Das Schulhaus der Privatschule SBW Primaria in St. Gallen war einst eine Beiz – heute ist sie ein Gasthaus des Lernens. So nennt sich die Privatschule, die auf alternative Lehrmethoden setzt. Lehrerin Judith Kühne (41) stillt dort seit neun Jahren den Wissensdurst von insgesamt 60 Schülerinnen und Schülern.
Kühne kennt beide Seiten der Schweizer Bildungslandschaft. Als frischgebackene Lehrerin unterrichtete sie zunächst drei Jahre an einer Volksschule. Seit 16 Jahren gibt sie an Privatschulen Stunden. Beim Pausenkaffee erzählt Judith Kühne von den Unterschieden – und dem Grund für ihren Wechsel.
Eine Alternative, keine Konkurrenz
«Eine Privatschule ist freier und kann neue Lehrmethoden ausprobieren», sagt Kühne. Es sei ein Ort für Schüler, die sich in der Volksschule unwohl fühlen.
«Hier werden die Kinder nicht mit anderen, sondern nur mit sich selbst verglichen», so Judith Kühne. Noten gibt es keine – Rückmeldung und Erfolgserlebnisse aber schon. Sie erzählt, wie ein Mädchen im Schultagebuch blätterte und selbst bemerkte, dass sich ihre Handschrift verbessert hat. Es freute sich wie über einen Sechser.
Auch Klassen gibt es nicht. Die Kinder werden in kleinen Gruppen unterrichtet. Und: Judith Kühne und ihre Kollegen nennen sich Lernbegleiter statt Lehrer.

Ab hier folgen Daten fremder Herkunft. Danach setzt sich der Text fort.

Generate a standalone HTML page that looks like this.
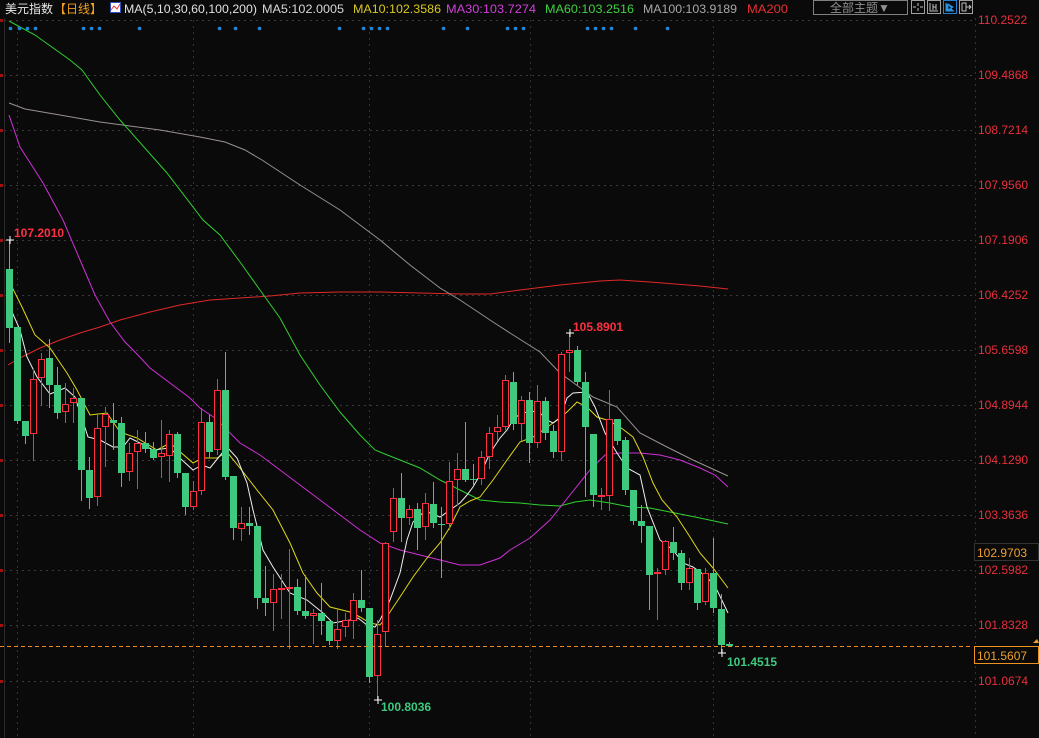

Von den erprobten Methoden aus den Privatschulen profitiere auch die Volksschule, ist Kühne überzeugt. Sie seien so etwas wie «Laborschulen», wo neue Konzepte erprobt würden. Überhaupt liegt ihr viel daran, die Volksschule nicht anzugreifen. «Die Privatschule ist eine Alternative zur Volksschule, keine Konkurrenz», sagt sie. Ein Schuljahr kostet im Gasthaus des Lernens pro Kind 17'150 Franken.
Gleicher Stoff, alternativ vermittelt
Als Judith Kühne vor zwanzig Jahren die Pädagogische Hochschule St. Gallen besuchte, lernte sie durchaus moderne Lehrmethoden. Im Schulalltag an der Volksschule lautete die Devise danach allerdings: Strikt nach Lehrplan. Die Nähe zum Dorfleben und das tolle Team habe sie an der Volksschule zwar geschätzt. Doch sie musste «alle Kinder über den gleichen Kamm scheren». Heute kann sie viel besser auf einzelne Kinder eingehen.
Die Differenz zwischen Volksschule und alternativer Privatschule erklärt Kühne wie folgt: «Der Stoff ist der gleiche, einfach alternativ vermittelt.»
Nun ist Judith Kühne eher Familienoberhaupt als Lehrerin. «Die Beziehung zwischen Lehrer und Schüler ist vertrauter», sagt sie und erinnert sich an einen Jungen, der von der Primaria zurück an die öffentliche Schule wechselte und nachsitzen musste, weil er den Lehrer duzte. Er war es gewohnt, mit Lehrern auf Augenhöhe zu sprechen.
Der Tag ist frei für Eigeninitiative
Der Alltag in der Primaria sieht wie folgt aus: Ungefähr zwei Stunden am Tag sind den Grundfächern Mathe, Französisch und Deutsch gewidmet. Wer mehr Zeit investieren möchte, kann dies tun. Ansonsten ist der Tag frei für Eigeninitiative. Die Räume gleichen eher beruflichen Lehrbetrieben als einer Bildungsstätte. Es gibt eine Malecke und eine Gasthausküche.
In der einstigen Wirtsstube dreht ein Junge selber einen Film.
Im Verhalten unterscheiden sich die Kinder kaum von jenen aus der Volksschule. Im Musikunterricht wird dies besonders deutlich. Die Lieder sind altbekannt, auch ein Volksschüler könnte mitsingen. Der Volksschlager «Un kilomètre à pied» – mitsamt der Bitte «schneller, schneller» – ist in aller Kindermunde. Zwei Krähenvögel werden für ihre Lautstärke gerügt und eine Leseratte möge beim Singen doch bitte den Comic weglegen. Kinder, wie man sie aus der Volksschule kennt.